• _WHAT THE EXERCISE ASKS_
Count every line that has the word "index" in it; give no more than the number.

• _DATASET EXTRACT_

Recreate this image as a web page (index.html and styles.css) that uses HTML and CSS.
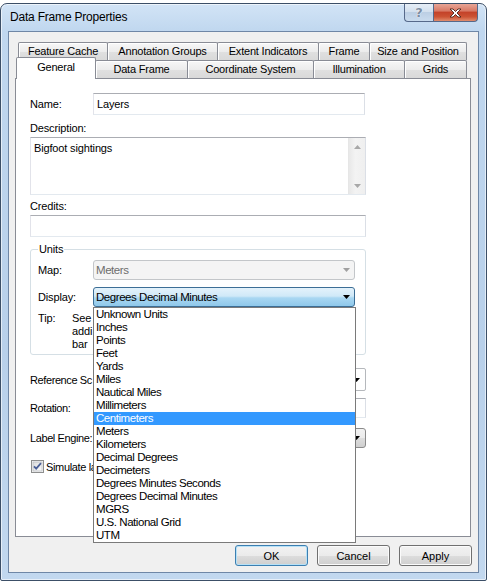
FILE: index.html
```html
<!DOCTYPE html>
<html>
<head>
<meta charset="utf-8">
<title>Data Frame Properties</title>
<link rel="stylesheet" href="styles.css">
</head>
<body>
<div class="window">
  <div class="titlebar">
    <span class="title">Data Frame Properties</span>
    <div class="caption-btns">
      <div class="cbtn help">?</div>
      <div class="cbtn close">
        <svg width="13" height="10" viewBox="0 -1 13 10"><path d="M1 0h3l2.5 2.5L9 0h3L8 4l4 4H9L6.5 5.5 4 8H1l4-4z" fill="#fff" stroke="#4a2418" stroke-width="0.9" stroke-linejoin="round"/></svg>
      </div>
    </div>
  </div>
  <div class="client">
    <div class="tabstrip">
      <div class="tabrow back">
        <div class="tab">Feature Cache</div>
        <div class="tab">Annotation Groups</div>
        <div class="tab">Extent Indicators</div>
        <div class="tab">Frame</div>
        <div class="tab">Size and Position</div>
      </div>
      <div class="tabrow front">
        <div class="tab sel">General</div>
        <div class="tab">Data Frame</div>
        <div class="tab">Coordinate System</div>
        <div class="tab">Illumination</div>
        <div class="tab">Grids</div>
      </div>
    </div>
    <div class="panel">
      <div class="form">
        <div class="row">
          <span class="lbl">Name:</span>
          <div class="textbox name-box">Layers</div>
        </div>
        <div class="plabel desc-label">Description:</div>
        <div class="textbox textarea">
          <div class="ta-text">Bigfoot sightings</div>
          <div class="vscroll">
            <div class="sbtn"><svg width="7" height="4" viewBox="0 0 7 4"><path d="M0 4L3.5 0 7 4z" fill="#a8a8a8"/></svg></div>
            <div class="sbtn"><svg width="7" height="4" viewBox="0 0 7 4"><path d="M0 0h7L3.5 4z" fill="#a8a8a8"/></svg></div>
          </div>
        </div>
        <div class="plabel credits-label">Credits:</div>
        <div class="textbox credits-box"></div>

        <fieldset class="group">
          <legend>Units</legend>
          <div class="frow">
            <span class="flbl">Map:</span>
            <div class="combo disabled">
              <span>Meters</span>
              <svg width="7" height="4" viewBox="0 0 7 4"><path d="M0 0h7L3.5 4z" fill="#a0a0a0"/></svg>
            </div>
          </div>
          <div class="frow display-row">
            <span class="flbl">Display:</span>
            <div class="combo-wrap">
              <div class="combo focused">
                <span>Degrees Decimal Minutes</span>
                <svg width="7" height="4" viewBox="0 0 7 4"><path d="M0 0h7L3.5 4z" fill="#000"/></svg>
              </div>
              <ul class="droplist">
                <li>Unknown Units</li>
                <li>Inches</li>
                <li>Points</li>
                <li>Feet</li>
                <li>Yards</li>
                <li>Miles</li>
                <li>Nautical Miles</li>
                <li>Millimeters</li>
                <li class="hl">Centimeters</li>
                <li>Meters</li>
                <li>Kilometers</li>
                <li>Decimal Degrees</li>
                <li>Decimeters</li>
                <li>Degrees Minutes Seconds</li>
                <li>Degrees Decimal Minutes</li>
                <li>MGRS</li>
                <li>U.S. National Grid</li>
                <li>UTM</li>
              </ul>
            </div>
          </div>
          <div class="tip">
            <span class="tip-lbl">Tip:</span>
            <div class="tip-text">
              <div>See</div>
              <div>addi</div>
              <div>bar</div>
            </div>
          </div>
        </fieldset>

        <div class="lrow refscale">
          <span class="tight-lbl">Reference Sc</span>
          <div class="combo plain">
            <svg width="7" height="4" viewBox="0 0 7 4"><path d="M0 0h7L3.5 4z" fill="#000"/></svg>
          </div>
        </div>
        <div class="lrow rotation">
          <span class="tight-lbl">Rotation:</span>
          <div class="textbox rot-box"></div>
        </div>
        <div class="lrow engine">
          <span class="tight-lbl">Label Engine:</span>
          <div class="combo btnlike">
            <svg width="7" height="4" viewBox="0 0 7 4"><path d="M0 0h7L3.5 4z" fill="#000"/></svg>
          </div>
        </div>
        <div class="checkrow">
          <svg class="checkbox" width="13" height="13" viewBox="0 0 13 13">
            <defs><linearGradient id="cbg" x1="0" y1="0" x2="1" y2="1"><stop offset="0" stop-color="#dcdcdc"/><stop offset="1" stop-color="#fbfbfb"/></linearGradient></defs>
            <rect x="0.5" y="0.5" width="12" height="12" fill="#f4f4f4" stroke="#8e8f8f"/>
            <rect x="2" y="2" width="9" height="9" fill="url(#cbg)" stroke="#aeb3b9" stroke-width="0.6"/>
            <path d="M3 6.3l2.2 2.4L10 3.2" fill="none" stroke="#4a5f97" stroke-width="1.8"/>
          </svg>
          <span class="check-lbl">Simulate la</span>
        </div>
      </div>
    </div>
    <div class="buttons">
      <button class="btn default">OK</button>
      <button class="btn">Cancel</button>
      <button class="btn">Apply</button>
    </div>
  </div>
</div>
<svg class="cursor" width="13" height="21" viewBox="0 0 13 21"><path d="M0.5 0.5V16.5L4.5 12.6 7.3 19.3 9.6 18.3 6.9 11.8H11.9Z" fill="#fff" stroke="#000" stroke-linejoin="round"/></svg>
</body>
</html>
```
FILE: styles.css
```css
* { box-sizing: border-box; }

body {
  margin: 0;
  background: #ffffff;
  font-family: "Liberation Sans", Arial, sans-serif;
  font-size: 11px;
  letter-spacing: -0.15px;
  color: #000;
}

.window {
  margin-top: 3px;
  width: 487px;
  height: 578px;
  border: 1px solid #3c4f67;
  border-radius: 7px 7px 2px 2px;
  background: linear-gradient(#d2e4f6, #c0d7ef 27px, #b8d0ea 60%, #c2d8ef);
  box-shadow: inset 0 0 0 1px rgba(255,255,255,0.6);
  padding: 0 7px 7px 7px;
  display: flex;
  flex-direction: column;
}

.titlebar {
  height: 27px;
  display: flex;
  justify-content: space-between;
  align-items: flex-start;
}

.title {
  font-size: 12px;
  letter-spacing: -0.2px;
  line-height: 14px;
  margin: 6px 0 0 2px;
}

.caption-btns {
  display: flex;
  margin-right: 1px;
}

.cbtn {
  height: 18px;
  border: 1px solid #56698a;
  border-top: none;
  display: flex;
  align-items: center;
  justify-content: center;
}

.help {
  width: 29px;
  border-right: none;
  border-radius: 0 0 0 4px;
  background: linear-gradient(#e6eef7, #d3e0ee 45%, #bccfe4 50%, #c9dbee);
  color: #7b8da3;
  font-family: "DejaVu Sans", sans-serif;
  font-weight: bold;
  font-size: 13px;
  text-shadow: 0 0 1px #fff, 0 0 1px #fff;
}

.close {
  width: 45px;
  border-radius: 0 0 4px 0;
  background: linear-gradient(#e8a596, #d87a66 40%, #c4432a 50%, #cc5334 75%, #e08c6d);
}

.client {
  flex: 1;
  background: #f0f0f0;
  border: 1px solid #6f87a6;
  padding: 10px 7px 0 6px;
  display: flex;
  flex-direction: column;
}

.tabstrip {
  height: 36px;
}

.tabrow {
  display: grid;
  grid-template-rows: 18px;
  height: 18px;
  align-items: end;
}

.back {
  grid-template-columns: 89px 110px 101px 51px 97px;
  margin-left: 3px;
}

.front {
  grid-template-columns: 79px 92px 126px 91px 62px;
  margin-left: 1px;
}

.tab {
  height: 18px;
  margin-right: -1px;
  border: 1px solid #898c95;
  border-bottom: none;
  border-radius: 2px 2px 0 0;
  background: linear-gradient(#f7f7f7, #ececec 50%, #e0e0e0 51%, #d9d9d9);
  box-shadow: inset 1px 1px 0 #fff;
  text-align: center;
  line-height: 17px;
  letter-spacing: -0.2px;
  white-space: nowrap;
}

.tab.sel {
  height: 22px;
  margin-bottom: -1px;
  background: #ffffff;
  box-shadow: none;
  line-height: 19px;
  position: relative;
  z-index: 2;
}

.panel {
  height: 459px;
  background: #fff;
  border: 1px solid #898c95;
  padding: 14px 0 0 14px;
}

.form {
  width: 336px;
}

.row {
  display: flex;
  align-items: center;
}

.lbl {
  width: 63px;
}

.textbox {
  height: 22px;
  background: #fff;
  border: 1px solid;
  border-color: #abadb3 #dbdfe6 #e3e9ef #e2e3ea;
  padding: 0 3px;
  line-height: 20px;
}

.name-box {
  width: 272px;
}

.plabel {
  line-height: 13px;
}

.desc-label { margin-top: 7px; }

.textarea {
  margin-top: 2px;
  height: 58px;
  display: flex;
  padding: 0;
}

.ta-text {
  flex: 1;
  padding: 4px 3px;
  line-height: 13px;
}

.vscroll {
  width: 17px;
  background: linear-gradient(to right, #e8e8e8, #f3f3f3 40%, #efefef);
  border-left: 1px solid #e6e6e6;
  display: flex;
  flex-direction: column;
  justify-content: space-between;
}

.sbtn {
  height: 17px;
  display: flex;
  align-items: center;
  justify-content: center;
}

.credits-label { margin-top: 5px; }

.credits-box { margin-top: 2px; }

.group {
  margin: 6px 0 0 0;
  padding: 4px 9px 3px 7px;
  border: 1px solid #d5dfe5;
  border-radius: 3px;
  min-inline-size: 0;
}

.group legend {
  padding: 0 1px;
  line-height: 13px;
}

.frow {
  display: flex;
  align-items: center;
  height: 20px;
}

.display-row { margin-top: 7px; }

.flbl {
  width: 55px;
}

.combo {
  height: 20px;
  width: 262px;
  border: 1px solid #acacac;
  border-radius: 3px;
  display: flex;
  align-items: center;
  justify-content: space-between;
  padding: 0 4px 0 2px;
  font-size: 11.5px;
  letter-spacing: -0.45px;
  white-space: nowrap;
  overflow: hidden;
}

.combo.disabled {
  background: #f4f4f4;
  border-color: #c3c6c9;
  color: #6d6d6d;
}

.combo-wrap {
  position: relative;
}

.combo.focused {
  border-color: #3c6e96;
  background: linear-gradient(#e4f2fb, #d0e9f8 45%, #a9d7f2 55%, #8fc8ea);
}

.droplist {
  position: absolute;
  left: 0;
  top: 100%;
  z-index: 10;
  width: 263px;
  margin: 0;
  padding: 0;
  list-style: none;
  background: #fff;
  border: 1px solid #7a7a7a;
}

.droplist li {
  height: 13px;
  line-height: 13px;
  padding-left: 2px;
  font-size: 11.5px;
  letter-spacing: -0.45px;
  white-space: nowrap;
}

.droplist li.hl {
  background: #3399ff;
  color: #fff;
}

.tip {
  margin-top: 5px;
  display: flex;
  line-height: 13px;
}

.tip-lbl {
  width: 34px;
}

.tip-text {
  width: 21px;
  white-space: nowrap;
}

.lrow {
  display: grid;
  grid-template-columns: 63px 273px;
  align-items: center;
}

.tight-lbl {
  white-space: nowrap;
  letter-spacing: -0.4px;
}

.refscale { margin-top: 13px; }
.refscale .combo { height: 23px; border-color: #b5b8bc; border-radius: 2px; }

.rotation { margin-top: 7px; }
.rot-box { height: 20px; line-height: 18px; }

.engine { margin-top: 10px; }

.combo.plain,
.combo.btnlike {
  width: 273px;
  justify-content: flex-end;
  padding-right: 5px;
}

.combo.btnlike {
  border-color: #8a8a8a;
  background: linear-gradient(#f2f2f2, #ebebeb 50%, #dddddd 51%, #cfcfcf);
}

.checkrow {
  margin-top: 12px;
  display: flex;
  align-items: center;
  height: 13px;
}

.checkbox {
  margin-left: 1px;
  margin-right: 2px;
  flex: none;
}

.check-lbl {
  white-space: nowrap;
  letter-spacing: -0.35px;
}

.buttons {
  margin-top: 8px;
  margin-right: -1px;
  display: flex;
  justify-content: flex-end;
  gap: 9px;
}

.btn {
  width: 73px;
  height: 21px;
  border: 1px solid #707070;
  border-radius: 3px;
  background: linear-gradient(#f2f2f2, #ebebeb 50%, #dddddd 51%, #cfcfcf);
  box-shadow: inset 0 0 0 1px #fbfbfb;
  font-family: "Liberation Sans", Arial, sans-serif;
  font-size: 11px;
  color: #000;
  padding: 0;
}

.btn.default {
  border-color: #3c7fb1;
  box-shadow: inset 0 0 0 1px #b6e1f7;
}

.cursor {
  position: absolute;
  left: 305px;
  top: 416px;
}
```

• _FINAL RESULT_
4